Pelimeni
This method you can use to make pelmeni, vareniki or pirogies. They are all quite similar and the slight variations are mostly in the filling. For the dough you will need 1lb flour, two large eggs, ⅓ pint water, 1 tsp oil and ½ tsp salt. Put the flour in a bowl and make a dip in the top. Add the eggs, water, oil and salt and mix it all together to an elastic dough. Then let it rest for 30 minutes.
For the filling you will need 10-12 oz of ground pork and beef. The ratio is up to you but 3-1 pork- beef is a good mix, then 1 tbsp soft butter, 1tbsp cream, an egg, one grated onion, 1 crushed clove of garlic and salt and pepper. Mix it all together and put it to one side. Now take the dough and cut it into several pieces. Roll it out and use a glass or a pastry form to cut circles. Use a teaspoon to scoop the filling onto half of each circle. Fold the pastry over the filling and press it closed with your fingers. Then fold up each semicircle by pressing the ends together so that the pelmeni stand up. If you are making pirogi you don’t need the second fold.

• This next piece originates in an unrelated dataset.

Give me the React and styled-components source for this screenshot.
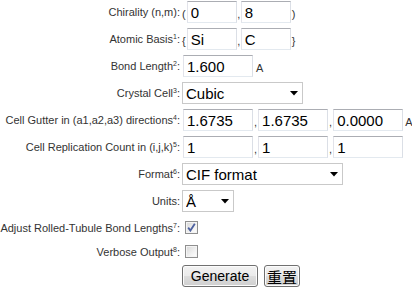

Bring some salt water to the boil and let the pelmeni cook for 10 minutes. Makes sure they don’t stick to the bottom of the pot by stirring them regularly. Then pour off the water and mix them with a little butter.
They can be served with dripping or with a special vinegar sauce.
Take 3 tbsp vinegar and mix it with ⅓ pint water. Grind enough pepper onto the mixture that the surface of the liquid is black. Mix it thoroughly and drizzle it over the pelmeni- but don’t use too much or you won’t taste anything else!